Data Grand (达观数据), an AI-powered RPA startup, has raised RMB 580 million ($91.76 million) in its Series C funding. Founded in 2015, the Shanghai-based startup is offering efficient, convenient, and controllable office robot products and solutions for enterprise business scenarios using AI technologies like NLP and OCR.
AI Rudder (赛舵智能), an AI startup that develops AI-powered voice solutions to improve B2C communications, has raised $50 million in its Series B funding round. Founded in 2019, the Shanghai-Singapore-based company provides voice AI assistants to take on high-volume repetitive tasks.
Rest of the World
The U.S. Department of Transportation’s National Highway Traffic and Safety Administration (NHTSA) issued the first-of-its-kind final rule that allows fully autonomous vehicles to be sold and operated without manual driving controls like steering wheels or brake pedals. “For vehicles designed to be solely operated by an ADS, manually operated driving controls are logically unnecessary,” the agency said.
In a Nature paper, DeepMind introduced Ithaca, the first deep neural network that can restore the missing text of damaged inscriptions, identify their original location, and help establish the date they were created. According to DeepMind, Ithaca achieves 62% accuracy in restoring damaged texts, 71% accuracy in identifying their original location and can date texts to within 30 years of their ground-truth date ranges.

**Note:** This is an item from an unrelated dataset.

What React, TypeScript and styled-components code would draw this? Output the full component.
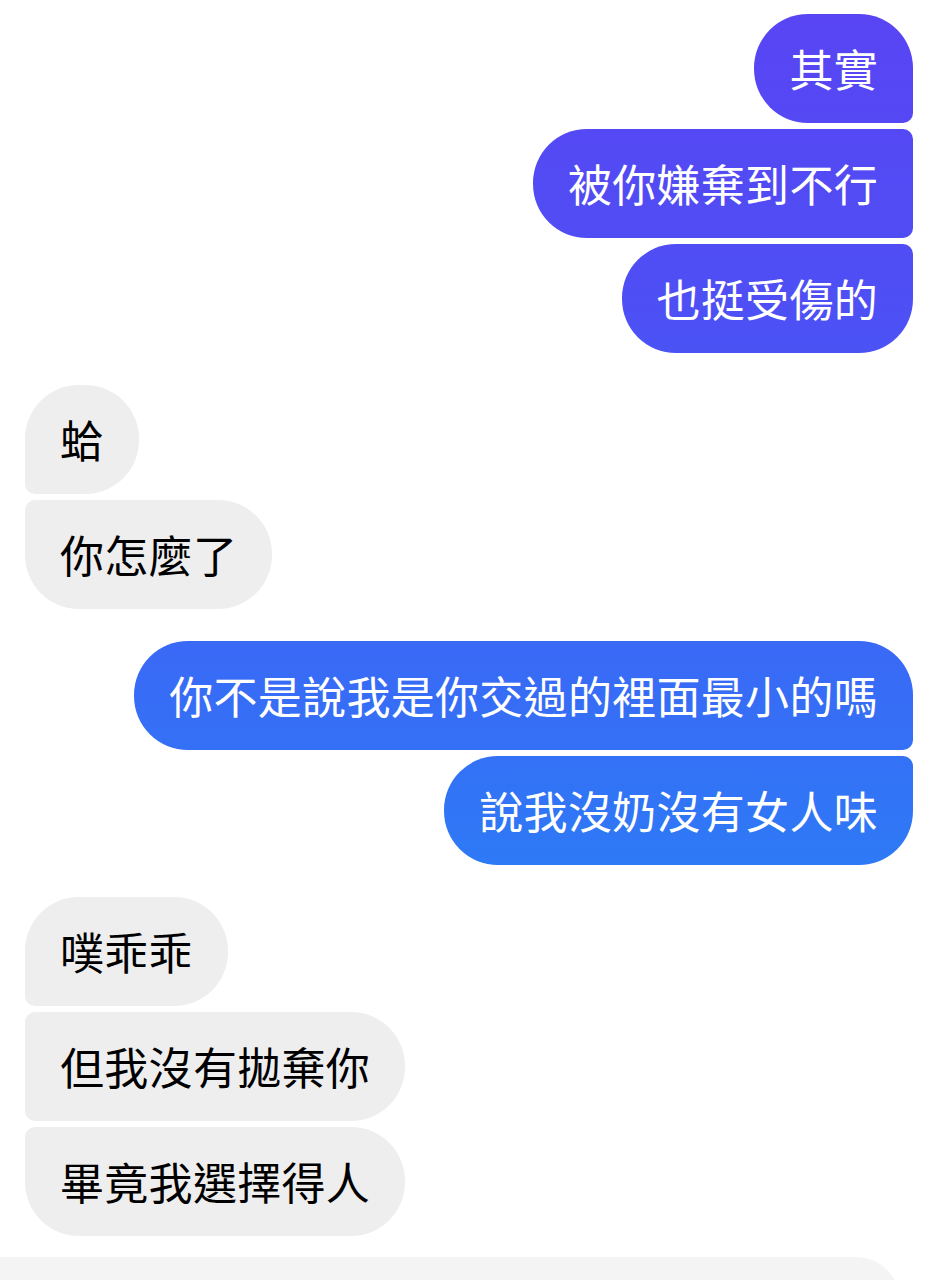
import React from 'react';
import styled, { createGlobalStyle, css } from 'styled-components';

type Side = 'me' | 'them';
type Pos = 'single' | 'first' | 'middle' | 'last';

interface Group {
    side: Side;
    messages: string[];
}

const GlobalStyle = createGlobalStyle`
    html, body {
        margin: 0;
        padding: 0;
        background: #ffffff;
        overflow: hidden;
    }
    body {
        font-family: "Noto Sans CJK TC", "Noto Sans CJK SC", "Noto Sans", sans-serif;
    }
`;

const Thread = styled.div`
    display: flex;
    flex-direction: column;
    gap: 32px;
    padding: 14px 23px 0 25px;
    min-height: 1280px;
    box-sizing: border-box;
`;

const GroupBox = styled.div<{ side: Side }>`
    display: flex;
    flex-direction: column;
    gap: 6px;
    align-items: ${({ side }) => (side === 'me' ? 'flex-end' : 'flex-start')};
`;

const BIG = 54;
const SMALL = 10;

const radius = (side: Side, pos: Pos) => {
    const top = pos === 'single' || pos === 'first' ? BIG : SMALL;
    const bottom = pos === 'single' || pos === 'last' ? BIG : SMALL;
    if (side === 'me') {
        return `${BIG}px ${top}px ${bottom}px ${BIG}px`;
    }
    return `${top}px ${BIG}px ${BIG}px ${bottom}px`;
};

const Bubble = styled.div<{ side: Side; pos: Pos }>`
    box-sizing: border-box;
    padding: 28px 35px;
    font-size: 44px;
    font-weight: 400;
    letter-spacing: 0.3px;
    line-height: 53px;
    white-space: nowrap;
    border-radius: ${({ side, pos }) => radius(side, pos)};
    ${({ side }) =>
        side === 'me'
            ? css`
                  color: #ffffff;
                  background: linear-gradient(
                      to bottom,
                      #5944f3 0px,
                      #4e4ff5 300px,
                      #3b67f6 620px,
                      #2e79f6 860px,
                      #2b80f6 1280px
                  );
                  background-attachment: fixed;
              `
            : css`
                  color: #000000;
                  background: #eeeeee;
              `};
`;

const Composer = styled.div`
    margin-top: -11px;
    margin-left: -25px;
    width: 900px;
    height: 60px;
    background: #f4f4f4;
    border-top-right-radius: 44px;
`;

const groups: Group[] = [
    { side: 'me', messages: ['其實', '被你嫌棄到不行', '也挺受傷的'] },
    { side: 'them', messages: ['蛤', '你怎麼了'] },
    { side: 'me', messages: ['你不是說我是你交過的裡面最小的嗎', '說我沒奶沒有女人味'] },
    { side: 'them', messages: ['噗乖乖', '但我沒有拋棄你', '畢竟我選擇得人'] },
];

const posOf = (i: number, n: number): Pos => {
    if (n === 1) return 'single';
    if (i === 0) return 'first';
    if (i === n - 1) return 'last';
    return 'middle';
};

export default function App() {
    return (
        <>
            <GlobalStyle />
            <Thread>
                {groups.map((g, gi) => (
                    <GroupBox key={gi} side={g.side}>
                        {g.messages.map((m, i) => (
                            <Bubble key={i} side={g.side} pos={posOf(i, g.messages.length)}>
                                {m}
                            </Bubble>
                        ))}
                    </GroupBox>
                ))}
                <Composer />
            </Thread>
        </>
    );
}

Reuters reported that Ukraine's defense ministry on Saturday began using Clearview AI’s facial recognition technology, the company's chief executive said, after the U.S. startup offered to uncover Russian assailants, combat misinformation, and identify the dead. Clearview AI, a U.S. facial recognition company, has spurred controversy by feeding public images from social media to train its facial recognition software for law enforcement probes.